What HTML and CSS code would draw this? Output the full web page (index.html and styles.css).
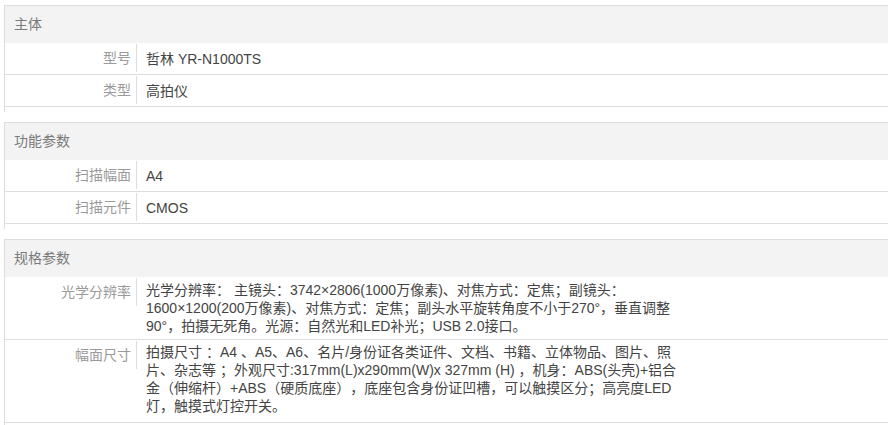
FILE: index.html
```html
<!DOCTYPE html>
<html lang="zh-CN">
<head>
    <meta charset="UTF-8">
    <meta name="viewport" content="width=device-width, initial-scale=1.0">
    <title>规格参数</title>
    <link rel="stylesheet" href="styles.css">
</head>
<body>
    <main class="spec">
        <section class="group">
            <h3 class="group-title">主体</h3>
            <div class="row">
                <div class="label">型号</div>
                <div class="value">哲林 YR-N1000TS</div>
            </div>
            <div class="row">
                <div class="label">类型</div>
                <div class="value">高拍仪</div>
            </div>
        </section>

        <section class="group">
            <h3 class="group-title">功能参数</h3>
            <div class="row">
                <div class="label">扫描幅面</div>
                <div class="value">A4</div>
            </div>
            <div class="row">
                <div class="label">扫描元件</div>
                <div class="value">CMOS</div>
            </div>
        </section>

        <section class="group">
            <h3 class="group-title">规格参数</h3>
            <div class="row">
                <div class="label">光学分辨率</div>
                <div class="value">光学分辨率： 主镜头：3742×2806(1000万像素)、对焦方式：定焦；副镜头：<br>1600×1200(200万像素)、对焦方式：定焦；副头水平旋转角度不小于270°，垂直调整<br>90°，拍摄无死角。光源：自然光和LED补光；USB 2.0接口。</div>
            </div>
            <div class="row">
                <div class="label">幅面尺寸</div>
                <div class="value tall">拍摄尺寸 ：A4 、A5、A6、名片/身份证各类证件、文档、书籍、立体物品、图片、照<br>片、杂志等 ；外观尺寸:317mm(L)x290mm(W)x 327mm (H) ，机身：ABS(头壳)+铝合<br>金（伸缩杆）+ABS（硬质底座），底座包含身份证凹槽，可以触摸区分；高亮度LED<br>灯，触摸式灯控开关。</div>
            </div>
        </section>
    </main>
</body>
</html>
```

FILE: styles.css
```css
body {
    font-family: "Liberation Sans", "Noto Sans CJK SC", sans-serif;
    font-size: 14px;
    margin: 0;
    padding: 0;
    background: #fff;
    text-spacing-trim: space-all;
}

.spec {
    padding: 5px 4px 0;
}

.group {
    border-top: 1px solid #ddd;
    border-left: 1px solid #ddd;
    padding-bottom: 5px;
    margin-bottom: 10px;
}

.group-title {
    margin: 0;
    height: 37px;
    line-height: 37px;
    padding-left: 9px;
    background: #f3f3f3;
    font-size: 14px;
    font-weight: normal;
    color: #7a7a7a;
}

.row {
    display: flex;
    align-items: center;
    min-height: 31px;
    border-bottom: 1px solid #ddd;
}

.label {
    align-self: flex-start;
    flex-shrink: 0;
    box-sizing: border-box;
    width: 132px;
    height: 28px;
    margin-top: 1px;
    line-height: 28px;
    padding-right: 5px;
    border-right: 1px solid #ddd;
    text-align: right;
    color: #9a9a9a;
}

.value {
    padding: 4px 0 4px 9px;
    line-height: 18px;
    color: #444;
}

.value.tall {
    padding-top: 3px;
    padding-bottom: 7px;
}
```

▶ [EXERCISE PROMPT]
Give all the lines above again, character for character, without pictures.

▶ [ANSWER TO THE PROBLEM]
What HTML and CSS code would draw this? Output the full web page (index.html and styles.css).
FILE: index.html
```html
<!DOCTYPE html>
<html lang="zh-CN">
<head>
    <meta charset="UTF-8">
    <meta name="viewport" content="width=device-width, initial-scale=1.0">
    <title>规格参数</title>
    <link rel="stylesheet" href="styles.css">
</head>
<body>
    <main class="spec">
        <section class="group">
            <h3 class="group-title">主体</h3>
            <div class="row">
                <div class="label">型号</div>
                <div class="value">哲林 YR-N1000TS</div>
            </div>
            <div class="row">
                <div class="label">类型</div>
                <div class="value">高拍仪</div>
            </div>
        </section>

        <section class="group">
            <h3 class="group-title">功能参数</h3>
            <div class="row">
                <div class="label">扫描幅面</div>
                <div class="value">A4</div>
            </div>
            <div class="row">
                <div class="label">扫描元件</div>
                <div class="value">CMOS</div>
            </div>
        </section>

        <section class="group">
            <h3 class="group-title">规格参数</h3>
            <div class="row">
                <div class="label">光学分辨率</div>
                <div class="value">光学分辨率： 主镜头：3742×2806(1000万像素)、对焦方式：定焦；副镜头：<br>1600×1200(200万像素)、对焦方式：定焦；副头水平旋转角度不小于270°，垂直调整<br>90°，拍摄无死角。光源：自然光和LED补光；USB 2.0接口。</div>
            </div>
            <div class="row">
                <div class="label">幅面尺寸</div>
                <div class="value tall">拍摄尺寸 ：A4 、A5、A6、名片/身份证各类证件、文档、书籍、立体物品、图片、照<br>片、杂志等 ；外观尺寸:317mm(L)x290mm(W)x 327mm (H) ，机身：ABS(头壳)+铝合<br>金（伸缩杆）+ABS（硬质底座），底座包含身份证凹槽，可以触摸区分；高亮度LED<br>灯，触摸式灯控开关。</div>
            </div>
        </section>
    </main>
</body>
</html>
```

FILE: styles.css
```css
body {
    font-family: "Liberation Sans", "Noto Sans CJK SC", sans-serif;
    font-size: 14px;
    margin: 0;
    padding: 0;
    background: #fff;
    text-spacing-trim: space-all;
}

.spec {
    padding: 5px 4px 0;
}

.group {
    border-top: 1px solid #ddd;
    border-left: 1px solid #ddd;
    padding-bottom: 5px;
    margin-bottom: 10px;
}

.group-title {
    margin: 0;
    height: 37px;
    line-height: 37px;
    padding-left: 9px;
    background: #f3f3f3;
    font-size: 14px;
    font-weight: normal;
    color: #7a7a7a;
}

.row {
    display: flex;
    align-items: center;
    min-height: 31px;
    border-bottom: 1px solid #ddd;
}

.label {
    align-self: flex-start;
    flex-shrink: 0;
    box-sizing: border-box;
    width: 132px;
    height: 28px;
    margin-top: 1px;
    line-height: 28px;
    padding-right: 5px;
    border-right: 1px solid #ddd;
    text-align: right;
    color: #9a9a9a;
}

.value {
    padding: 4px 0 4px 9px;
    line-height: 18px;
    color: #444;
}

.value.tall {
    padding-top: 3px;
    padding-bottom: 7px;
}
```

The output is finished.